Com os preços do carvão atingindo as mínimas de quatro anos este ano, a economia também melhorou para a transformação do carvão em produtos químicos. No final de julho, as olefinas à base de carvão geraram margens de 800 a 900 iuans por tonelada, em comparação com perdas de 200 iuans por tonelada para olefinas que usam ingredientes à base de petróleo, nafta ou propano, de acordo com a consultoria Oilchem.

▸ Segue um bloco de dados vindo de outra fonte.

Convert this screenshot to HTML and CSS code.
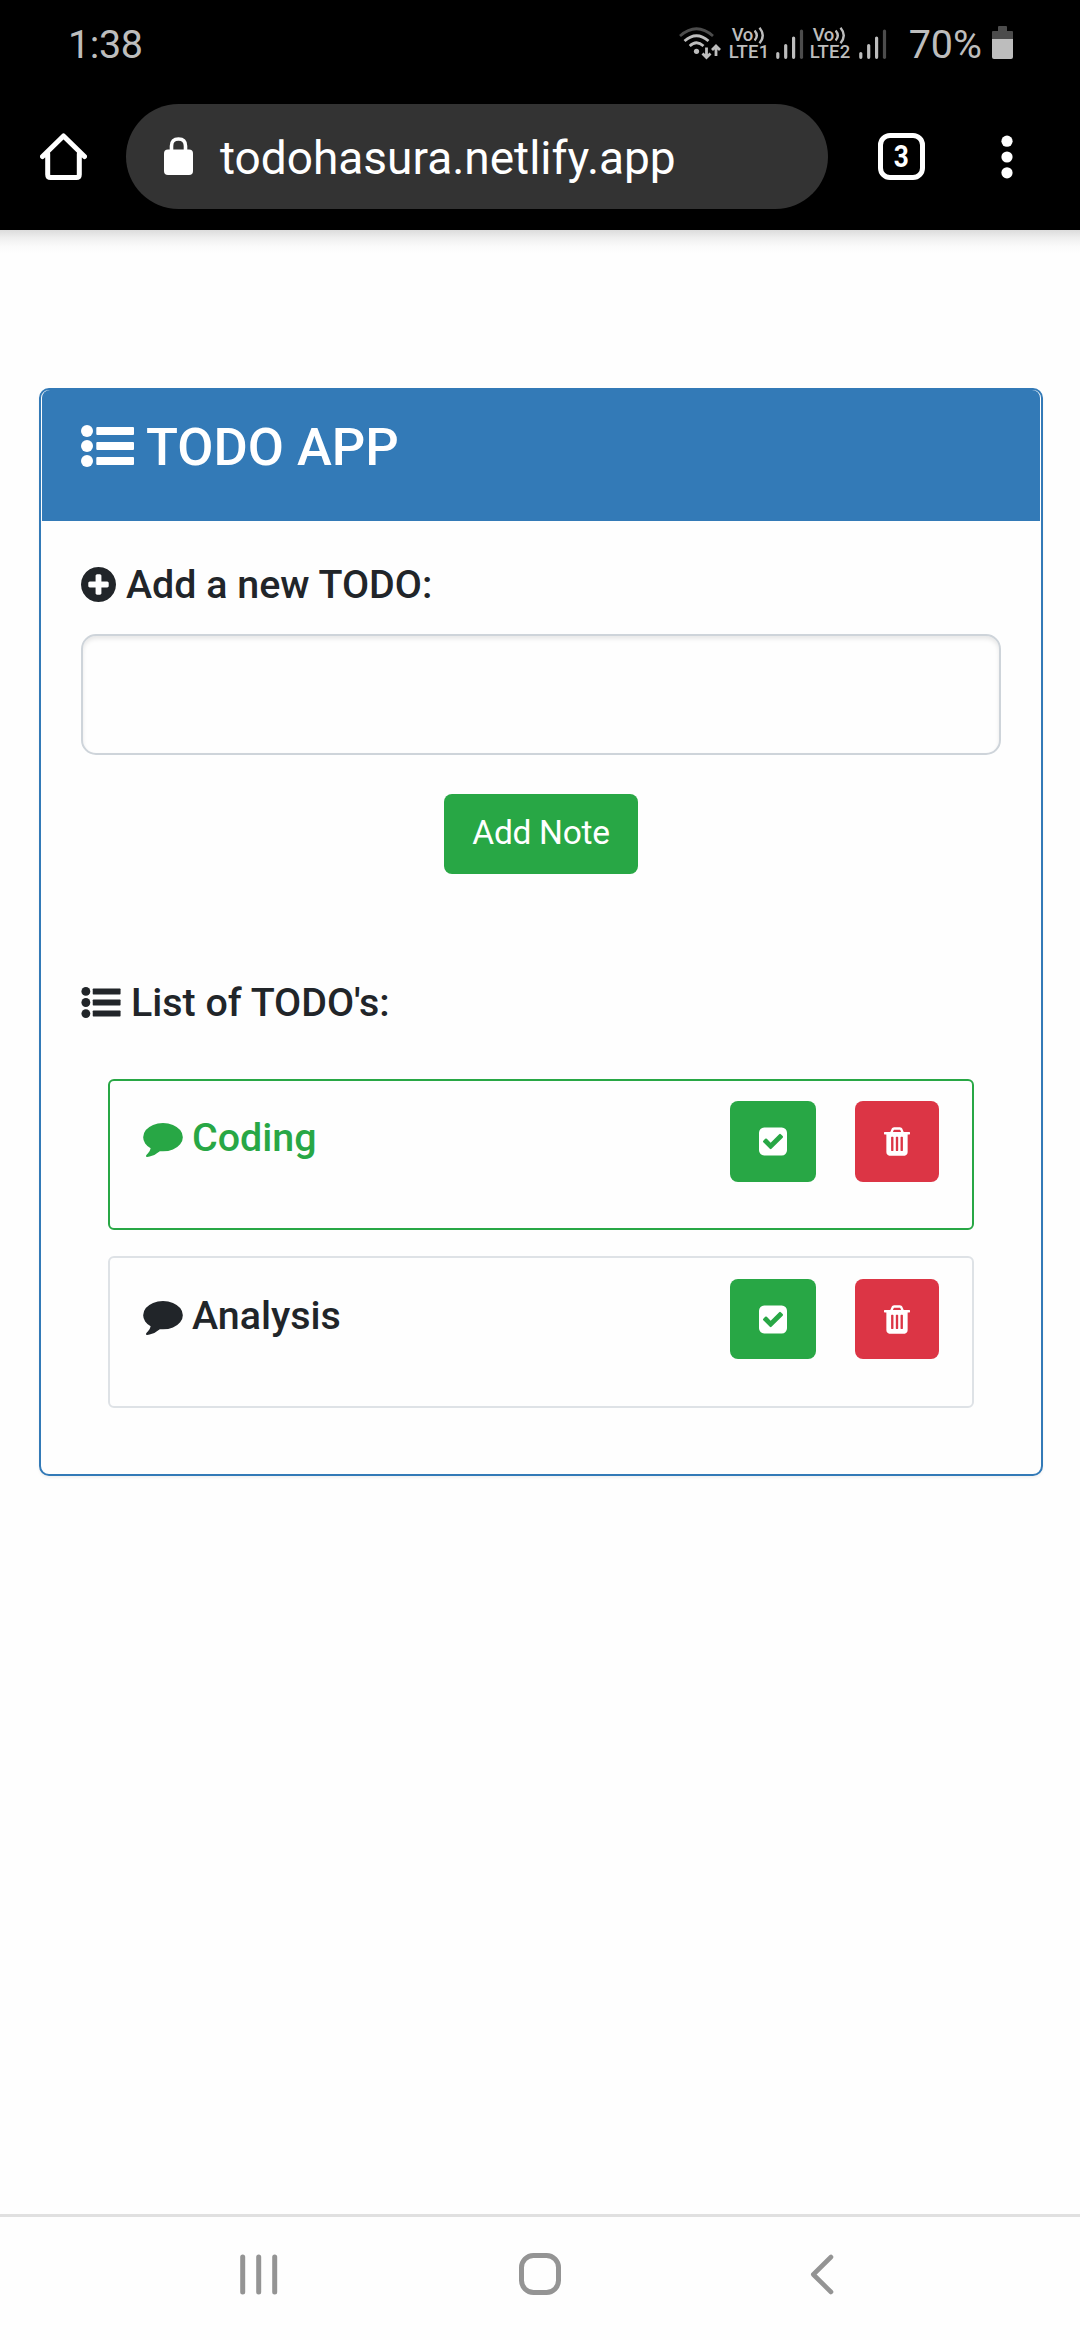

Em sua instalação em Ordos, na Mongólia Interior, a Baofeng aquece o carvão a cerca de 1,3 mil graus Celsius para produzir gás sintético, que é transformado em metanol e, por fim, em olefinas, um componente básico dos plásticos. A Baofeng não quis fazer comentários.
Limites de crescimento
No ano passado, a capacidade de produção de carvão para gás, líquidos e produtos químicos atingiu 38 milhões de toneladas de equivalentes de petróleo e gás, de acordo com a Federação da Indústria Química e de Petróleo da China, ou 6% dos 685 milhões de toneladas de gás e petróleo bruto importados no ano passado.
No entanto, o modelo é vulnerável. Os projetos são intensivos em emissões de poluentes e em necessidades de capital, enquanto a demanda da China por combustíveis está diminuindo. A concorrência no inchado setor petroquímico já é acirrada.
Se os preços do petróleo caírem significativamente no próximo ano, como muitos analistas preveem, isso poderá levar ao cancelamento de projetos.
A longo prazo, a maior ameaça ao setor é a agenda climática de Pequim, dizem analistas. O crescimento do setor e as emissões resultantes são um dos principais motivos pelos quais a China está atrasada em relação à meta de emissões de carbono para 2025, de acordo com Myllyvirta.
Os projetos de conversão de carvão em gás emitem quase três vezes mais dióxido de carbono durante a conversão do que é liberado quando o gás é queimado, de acordo com a pesquisa feita por Tu.
Caso Pequim decida que as emissões do setor superam sua contribuição para a segurança energética, seu futuro estará seriamente em dúvida. “A grande questão, é claro, é o cálculo geopolítico”, disse Myllyvirta, que segue: “E a perspectiva sobre isso muda a cada fim de semana com base no que está acontecendo nos EUA”.